-- start of Data listing --
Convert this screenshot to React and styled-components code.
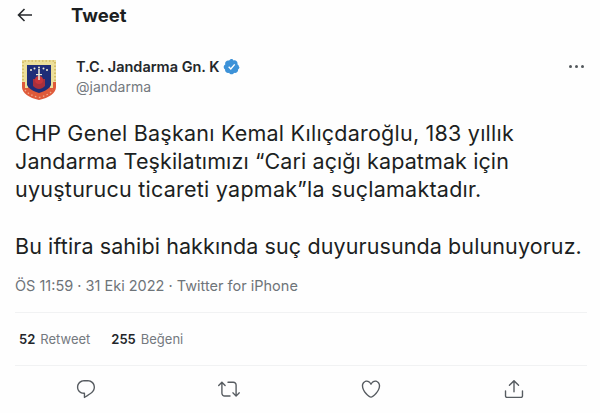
-- end of Data listing --
-- start of Data listing --
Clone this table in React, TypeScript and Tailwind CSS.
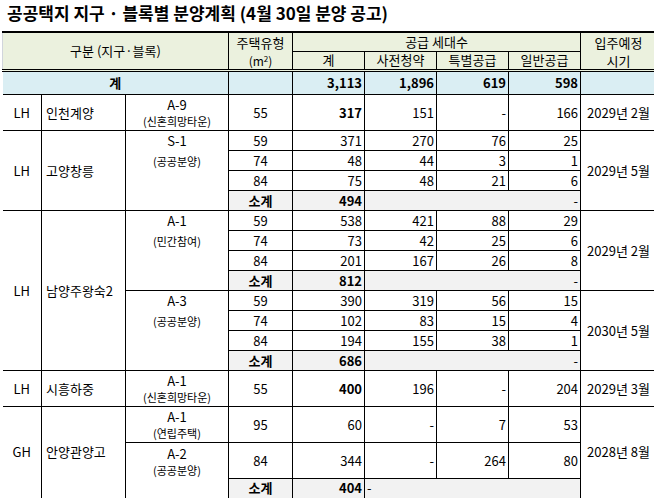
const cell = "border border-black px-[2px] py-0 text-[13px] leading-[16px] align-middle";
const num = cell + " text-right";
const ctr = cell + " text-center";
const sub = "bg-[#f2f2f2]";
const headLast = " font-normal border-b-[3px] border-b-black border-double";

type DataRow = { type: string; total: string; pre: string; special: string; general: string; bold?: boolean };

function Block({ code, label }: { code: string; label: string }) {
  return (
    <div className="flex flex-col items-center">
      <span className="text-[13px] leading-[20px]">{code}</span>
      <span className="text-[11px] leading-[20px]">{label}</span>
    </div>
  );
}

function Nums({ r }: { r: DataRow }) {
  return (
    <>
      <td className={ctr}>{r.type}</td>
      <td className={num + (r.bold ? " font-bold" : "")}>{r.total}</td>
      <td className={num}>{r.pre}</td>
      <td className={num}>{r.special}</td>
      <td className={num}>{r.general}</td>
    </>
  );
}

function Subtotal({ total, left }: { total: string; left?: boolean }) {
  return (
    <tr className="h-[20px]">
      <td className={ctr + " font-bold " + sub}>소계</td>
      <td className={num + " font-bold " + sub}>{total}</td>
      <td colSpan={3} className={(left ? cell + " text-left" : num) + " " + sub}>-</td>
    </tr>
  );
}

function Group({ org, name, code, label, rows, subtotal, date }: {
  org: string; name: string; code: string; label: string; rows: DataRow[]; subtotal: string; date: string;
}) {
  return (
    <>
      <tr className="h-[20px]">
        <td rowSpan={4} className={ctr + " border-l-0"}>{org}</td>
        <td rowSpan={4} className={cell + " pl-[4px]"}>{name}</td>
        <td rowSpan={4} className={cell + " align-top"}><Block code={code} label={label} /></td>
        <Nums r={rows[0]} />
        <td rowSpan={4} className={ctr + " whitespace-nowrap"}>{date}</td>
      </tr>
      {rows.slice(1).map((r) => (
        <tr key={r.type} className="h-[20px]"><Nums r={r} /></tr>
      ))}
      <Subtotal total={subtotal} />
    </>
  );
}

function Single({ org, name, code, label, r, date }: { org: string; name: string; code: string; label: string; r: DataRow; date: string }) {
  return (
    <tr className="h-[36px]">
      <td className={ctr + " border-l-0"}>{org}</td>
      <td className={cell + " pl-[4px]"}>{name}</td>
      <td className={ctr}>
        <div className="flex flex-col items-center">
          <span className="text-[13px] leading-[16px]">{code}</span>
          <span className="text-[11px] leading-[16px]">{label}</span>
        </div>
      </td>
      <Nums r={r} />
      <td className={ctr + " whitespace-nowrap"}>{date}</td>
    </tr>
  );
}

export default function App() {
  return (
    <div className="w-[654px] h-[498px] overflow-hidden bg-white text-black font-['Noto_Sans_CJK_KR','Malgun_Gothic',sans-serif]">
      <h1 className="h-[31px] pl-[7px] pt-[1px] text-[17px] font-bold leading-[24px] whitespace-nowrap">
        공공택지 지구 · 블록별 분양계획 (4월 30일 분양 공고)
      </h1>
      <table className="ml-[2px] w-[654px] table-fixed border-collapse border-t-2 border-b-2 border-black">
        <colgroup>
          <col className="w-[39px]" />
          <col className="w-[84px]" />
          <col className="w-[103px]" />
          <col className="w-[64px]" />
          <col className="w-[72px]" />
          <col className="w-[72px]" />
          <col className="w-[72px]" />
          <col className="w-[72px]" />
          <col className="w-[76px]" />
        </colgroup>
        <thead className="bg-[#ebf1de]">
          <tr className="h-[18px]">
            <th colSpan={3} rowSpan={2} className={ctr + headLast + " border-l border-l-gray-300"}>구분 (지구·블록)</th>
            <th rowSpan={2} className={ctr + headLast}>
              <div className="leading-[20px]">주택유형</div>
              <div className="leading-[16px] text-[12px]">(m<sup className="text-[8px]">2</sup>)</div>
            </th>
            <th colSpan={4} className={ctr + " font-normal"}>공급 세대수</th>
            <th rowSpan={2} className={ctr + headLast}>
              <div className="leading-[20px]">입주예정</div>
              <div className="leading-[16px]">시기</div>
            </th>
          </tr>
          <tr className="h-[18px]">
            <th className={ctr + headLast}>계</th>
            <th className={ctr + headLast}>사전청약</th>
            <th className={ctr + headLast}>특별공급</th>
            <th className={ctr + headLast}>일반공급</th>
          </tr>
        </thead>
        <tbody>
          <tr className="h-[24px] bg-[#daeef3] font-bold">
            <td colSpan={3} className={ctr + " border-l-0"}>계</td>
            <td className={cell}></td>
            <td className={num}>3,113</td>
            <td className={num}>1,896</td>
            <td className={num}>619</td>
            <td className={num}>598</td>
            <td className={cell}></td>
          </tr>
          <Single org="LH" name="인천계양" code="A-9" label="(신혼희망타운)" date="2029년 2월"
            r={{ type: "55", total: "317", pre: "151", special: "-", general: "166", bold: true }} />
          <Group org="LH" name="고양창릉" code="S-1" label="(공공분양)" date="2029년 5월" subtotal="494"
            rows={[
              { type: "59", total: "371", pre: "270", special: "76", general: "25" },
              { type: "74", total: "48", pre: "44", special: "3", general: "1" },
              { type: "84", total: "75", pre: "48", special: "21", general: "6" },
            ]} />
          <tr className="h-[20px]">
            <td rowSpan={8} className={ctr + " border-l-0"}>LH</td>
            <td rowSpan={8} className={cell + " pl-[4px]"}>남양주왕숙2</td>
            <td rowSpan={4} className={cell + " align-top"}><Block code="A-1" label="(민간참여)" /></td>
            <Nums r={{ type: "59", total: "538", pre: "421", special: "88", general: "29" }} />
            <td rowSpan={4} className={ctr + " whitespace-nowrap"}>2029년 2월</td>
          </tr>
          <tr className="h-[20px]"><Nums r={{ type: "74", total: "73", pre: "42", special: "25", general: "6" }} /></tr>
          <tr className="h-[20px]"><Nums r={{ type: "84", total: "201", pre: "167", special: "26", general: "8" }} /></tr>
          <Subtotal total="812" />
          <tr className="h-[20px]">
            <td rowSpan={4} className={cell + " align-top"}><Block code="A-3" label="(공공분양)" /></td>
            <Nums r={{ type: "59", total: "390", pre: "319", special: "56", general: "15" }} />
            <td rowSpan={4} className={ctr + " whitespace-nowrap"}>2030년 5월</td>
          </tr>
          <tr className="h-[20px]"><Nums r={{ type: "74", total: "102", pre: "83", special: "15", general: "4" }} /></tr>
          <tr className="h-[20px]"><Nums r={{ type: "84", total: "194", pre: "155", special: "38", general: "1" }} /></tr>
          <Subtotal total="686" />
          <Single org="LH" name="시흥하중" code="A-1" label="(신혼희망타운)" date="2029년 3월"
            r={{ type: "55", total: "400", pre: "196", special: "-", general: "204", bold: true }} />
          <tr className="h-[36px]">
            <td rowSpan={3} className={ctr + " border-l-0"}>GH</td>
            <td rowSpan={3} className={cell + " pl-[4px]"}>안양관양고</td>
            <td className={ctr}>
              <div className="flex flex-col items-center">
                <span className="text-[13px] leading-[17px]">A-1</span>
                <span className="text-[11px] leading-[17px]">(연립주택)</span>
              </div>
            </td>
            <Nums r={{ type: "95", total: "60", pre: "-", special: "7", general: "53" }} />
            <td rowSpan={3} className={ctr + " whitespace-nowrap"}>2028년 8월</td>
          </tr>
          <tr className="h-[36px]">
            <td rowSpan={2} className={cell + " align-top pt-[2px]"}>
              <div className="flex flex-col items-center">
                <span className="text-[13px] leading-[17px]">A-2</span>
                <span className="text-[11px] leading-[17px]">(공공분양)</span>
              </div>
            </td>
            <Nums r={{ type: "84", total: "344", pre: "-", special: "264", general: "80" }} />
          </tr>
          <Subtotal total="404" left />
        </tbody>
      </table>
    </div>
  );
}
-- end of Data listing --
-- start of Data listing --
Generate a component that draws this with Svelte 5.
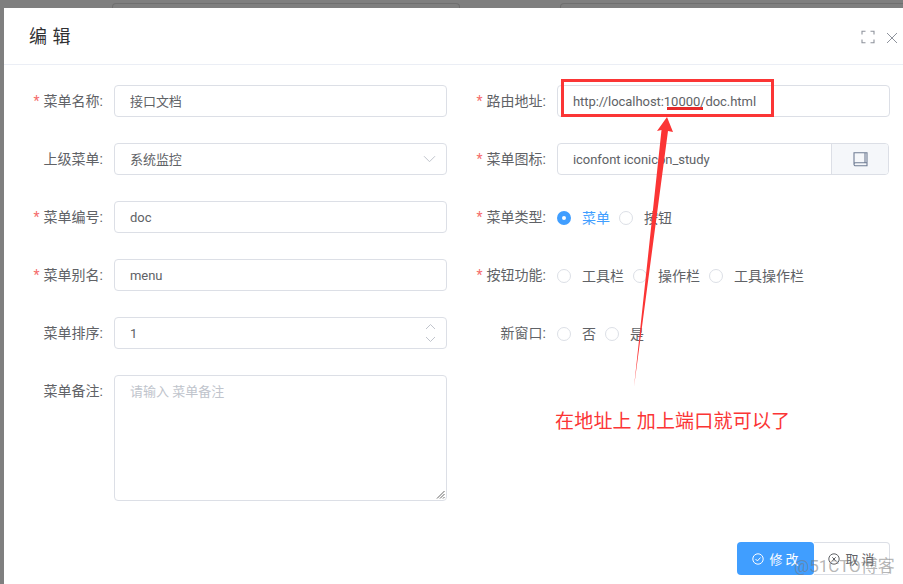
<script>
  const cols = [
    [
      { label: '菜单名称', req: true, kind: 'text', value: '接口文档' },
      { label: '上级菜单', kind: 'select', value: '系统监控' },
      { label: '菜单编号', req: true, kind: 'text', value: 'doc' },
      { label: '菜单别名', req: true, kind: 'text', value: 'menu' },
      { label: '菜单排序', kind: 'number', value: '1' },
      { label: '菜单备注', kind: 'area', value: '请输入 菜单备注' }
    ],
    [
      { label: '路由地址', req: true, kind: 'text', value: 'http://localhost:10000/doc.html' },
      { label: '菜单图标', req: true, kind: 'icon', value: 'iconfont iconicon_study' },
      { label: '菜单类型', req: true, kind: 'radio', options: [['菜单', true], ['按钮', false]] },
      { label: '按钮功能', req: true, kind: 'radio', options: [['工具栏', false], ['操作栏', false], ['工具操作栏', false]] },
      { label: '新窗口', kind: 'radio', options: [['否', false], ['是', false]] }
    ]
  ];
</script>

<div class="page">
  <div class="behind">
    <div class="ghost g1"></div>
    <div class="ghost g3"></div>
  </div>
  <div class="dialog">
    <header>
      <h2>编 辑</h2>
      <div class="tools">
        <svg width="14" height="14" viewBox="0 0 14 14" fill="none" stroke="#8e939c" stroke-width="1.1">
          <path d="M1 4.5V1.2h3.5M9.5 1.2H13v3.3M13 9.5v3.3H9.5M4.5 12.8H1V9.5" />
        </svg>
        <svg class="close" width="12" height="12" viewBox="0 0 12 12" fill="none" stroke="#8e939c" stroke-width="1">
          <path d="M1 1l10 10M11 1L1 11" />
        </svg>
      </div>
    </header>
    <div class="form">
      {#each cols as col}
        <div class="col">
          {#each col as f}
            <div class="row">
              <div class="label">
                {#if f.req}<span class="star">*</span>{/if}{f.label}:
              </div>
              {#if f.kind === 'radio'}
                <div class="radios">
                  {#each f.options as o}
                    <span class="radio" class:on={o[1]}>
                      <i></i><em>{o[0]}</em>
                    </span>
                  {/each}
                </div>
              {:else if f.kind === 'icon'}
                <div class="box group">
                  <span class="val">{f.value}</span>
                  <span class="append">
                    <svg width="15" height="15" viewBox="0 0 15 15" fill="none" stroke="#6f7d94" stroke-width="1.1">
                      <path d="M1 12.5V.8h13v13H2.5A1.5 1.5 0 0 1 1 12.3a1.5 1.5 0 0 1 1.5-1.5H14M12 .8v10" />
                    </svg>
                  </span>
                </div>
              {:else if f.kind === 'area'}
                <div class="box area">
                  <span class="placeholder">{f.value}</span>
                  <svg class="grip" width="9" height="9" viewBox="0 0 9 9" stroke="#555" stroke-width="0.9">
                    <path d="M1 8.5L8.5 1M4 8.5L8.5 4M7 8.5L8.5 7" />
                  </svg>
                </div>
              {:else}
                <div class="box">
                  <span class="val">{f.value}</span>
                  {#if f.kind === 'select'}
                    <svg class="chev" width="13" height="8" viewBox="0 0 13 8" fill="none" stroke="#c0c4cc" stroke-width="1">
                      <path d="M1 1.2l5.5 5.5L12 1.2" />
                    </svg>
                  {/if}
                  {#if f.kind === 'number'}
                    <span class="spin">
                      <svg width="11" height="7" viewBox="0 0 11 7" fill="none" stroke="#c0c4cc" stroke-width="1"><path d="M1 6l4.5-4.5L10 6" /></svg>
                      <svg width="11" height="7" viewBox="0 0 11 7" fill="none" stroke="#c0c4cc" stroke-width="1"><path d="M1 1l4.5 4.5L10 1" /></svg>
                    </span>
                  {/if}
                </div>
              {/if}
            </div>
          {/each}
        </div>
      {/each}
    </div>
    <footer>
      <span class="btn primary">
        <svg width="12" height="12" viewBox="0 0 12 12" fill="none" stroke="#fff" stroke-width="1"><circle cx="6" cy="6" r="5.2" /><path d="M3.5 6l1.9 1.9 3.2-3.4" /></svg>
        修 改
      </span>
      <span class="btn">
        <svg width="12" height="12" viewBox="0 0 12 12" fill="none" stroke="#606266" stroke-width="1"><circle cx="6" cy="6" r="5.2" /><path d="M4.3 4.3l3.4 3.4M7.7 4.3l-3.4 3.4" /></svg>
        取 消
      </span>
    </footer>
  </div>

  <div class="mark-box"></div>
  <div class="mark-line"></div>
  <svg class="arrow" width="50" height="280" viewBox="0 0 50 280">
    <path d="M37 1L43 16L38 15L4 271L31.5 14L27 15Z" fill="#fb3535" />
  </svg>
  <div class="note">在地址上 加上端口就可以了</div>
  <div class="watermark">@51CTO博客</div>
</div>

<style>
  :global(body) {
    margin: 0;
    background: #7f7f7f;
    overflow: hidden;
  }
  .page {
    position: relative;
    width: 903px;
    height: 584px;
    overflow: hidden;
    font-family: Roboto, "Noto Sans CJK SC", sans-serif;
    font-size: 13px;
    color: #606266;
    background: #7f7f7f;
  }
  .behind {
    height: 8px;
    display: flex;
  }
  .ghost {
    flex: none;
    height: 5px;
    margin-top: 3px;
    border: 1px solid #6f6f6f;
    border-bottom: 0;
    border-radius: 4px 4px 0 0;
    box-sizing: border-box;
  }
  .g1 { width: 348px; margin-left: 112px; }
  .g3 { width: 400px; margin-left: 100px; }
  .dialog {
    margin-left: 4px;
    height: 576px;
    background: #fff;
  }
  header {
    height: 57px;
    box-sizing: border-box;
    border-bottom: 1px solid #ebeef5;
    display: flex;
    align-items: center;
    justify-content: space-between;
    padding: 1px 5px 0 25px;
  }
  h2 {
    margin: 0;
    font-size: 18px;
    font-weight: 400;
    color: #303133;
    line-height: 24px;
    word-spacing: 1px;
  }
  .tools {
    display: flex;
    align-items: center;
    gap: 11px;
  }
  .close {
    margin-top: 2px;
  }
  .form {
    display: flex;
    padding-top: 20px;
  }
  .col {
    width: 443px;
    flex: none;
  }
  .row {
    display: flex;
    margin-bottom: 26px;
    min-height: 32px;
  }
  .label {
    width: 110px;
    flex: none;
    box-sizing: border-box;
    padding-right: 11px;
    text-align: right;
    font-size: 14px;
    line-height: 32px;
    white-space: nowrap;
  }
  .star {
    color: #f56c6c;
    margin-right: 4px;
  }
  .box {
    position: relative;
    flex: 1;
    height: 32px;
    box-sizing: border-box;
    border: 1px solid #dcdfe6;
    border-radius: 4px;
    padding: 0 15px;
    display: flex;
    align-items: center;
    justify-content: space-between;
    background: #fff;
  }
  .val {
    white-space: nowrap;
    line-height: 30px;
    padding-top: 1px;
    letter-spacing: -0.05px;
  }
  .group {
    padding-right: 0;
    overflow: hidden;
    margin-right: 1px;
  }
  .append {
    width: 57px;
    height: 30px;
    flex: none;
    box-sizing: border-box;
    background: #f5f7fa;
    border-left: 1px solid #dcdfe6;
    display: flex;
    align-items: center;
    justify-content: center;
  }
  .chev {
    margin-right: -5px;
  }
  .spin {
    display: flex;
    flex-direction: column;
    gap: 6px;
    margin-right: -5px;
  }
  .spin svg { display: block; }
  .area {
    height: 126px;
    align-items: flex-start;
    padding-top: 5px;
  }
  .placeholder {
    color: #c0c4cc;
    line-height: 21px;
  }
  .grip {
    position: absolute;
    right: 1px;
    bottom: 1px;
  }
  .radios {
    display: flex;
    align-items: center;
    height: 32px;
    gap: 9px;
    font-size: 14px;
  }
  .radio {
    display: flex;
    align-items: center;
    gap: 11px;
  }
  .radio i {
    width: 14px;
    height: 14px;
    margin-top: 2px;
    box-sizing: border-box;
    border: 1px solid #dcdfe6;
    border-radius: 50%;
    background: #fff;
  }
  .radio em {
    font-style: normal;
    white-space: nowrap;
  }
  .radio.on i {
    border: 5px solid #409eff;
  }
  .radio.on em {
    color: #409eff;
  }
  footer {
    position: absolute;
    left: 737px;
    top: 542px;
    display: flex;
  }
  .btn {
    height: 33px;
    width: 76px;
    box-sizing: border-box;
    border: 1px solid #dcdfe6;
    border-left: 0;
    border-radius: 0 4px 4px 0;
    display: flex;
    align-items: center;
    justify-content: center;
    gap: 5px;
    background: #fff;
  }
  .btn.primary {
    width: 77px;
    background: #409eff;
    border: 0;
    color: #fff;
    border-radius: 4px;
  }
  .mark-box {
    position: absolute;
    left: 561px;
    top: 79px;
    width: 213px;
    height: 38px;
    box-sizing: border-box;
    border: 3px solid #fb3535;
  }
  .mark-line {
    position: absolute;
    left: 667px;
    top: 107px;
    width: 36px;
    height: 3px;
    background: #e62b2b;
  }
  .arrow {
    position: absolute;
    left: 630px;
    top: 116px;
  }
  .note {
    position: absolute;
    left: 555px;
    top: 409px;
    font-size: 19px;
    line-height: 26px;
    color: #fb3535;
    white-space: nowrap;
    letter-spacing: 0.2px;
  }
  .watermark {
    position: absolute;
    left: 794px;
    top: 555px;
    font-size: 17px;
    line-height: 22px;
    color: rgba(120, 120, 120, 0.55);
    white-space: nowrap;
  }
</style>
-- end of Data listing --
* What you should do: From the records above, copy exactly the lines starting at the one with "Clone this table" and ending at the one with "font-normal border-b-[3px] border-b-black", and no others. Pictures stay out.

* Right answer:
Clone this table in React, TypeScript and Tailwind CSS.
const cell = "border border-black px-[2px] py-0 text-[13px] leading-[16px] align-middle";
const num = cell + " text-right";
const ctr = cell + " text-center";
const sub = "bg-[#f2f2f2]";
const headLast = " font-normal border-b-[3px] border-b-black border-double";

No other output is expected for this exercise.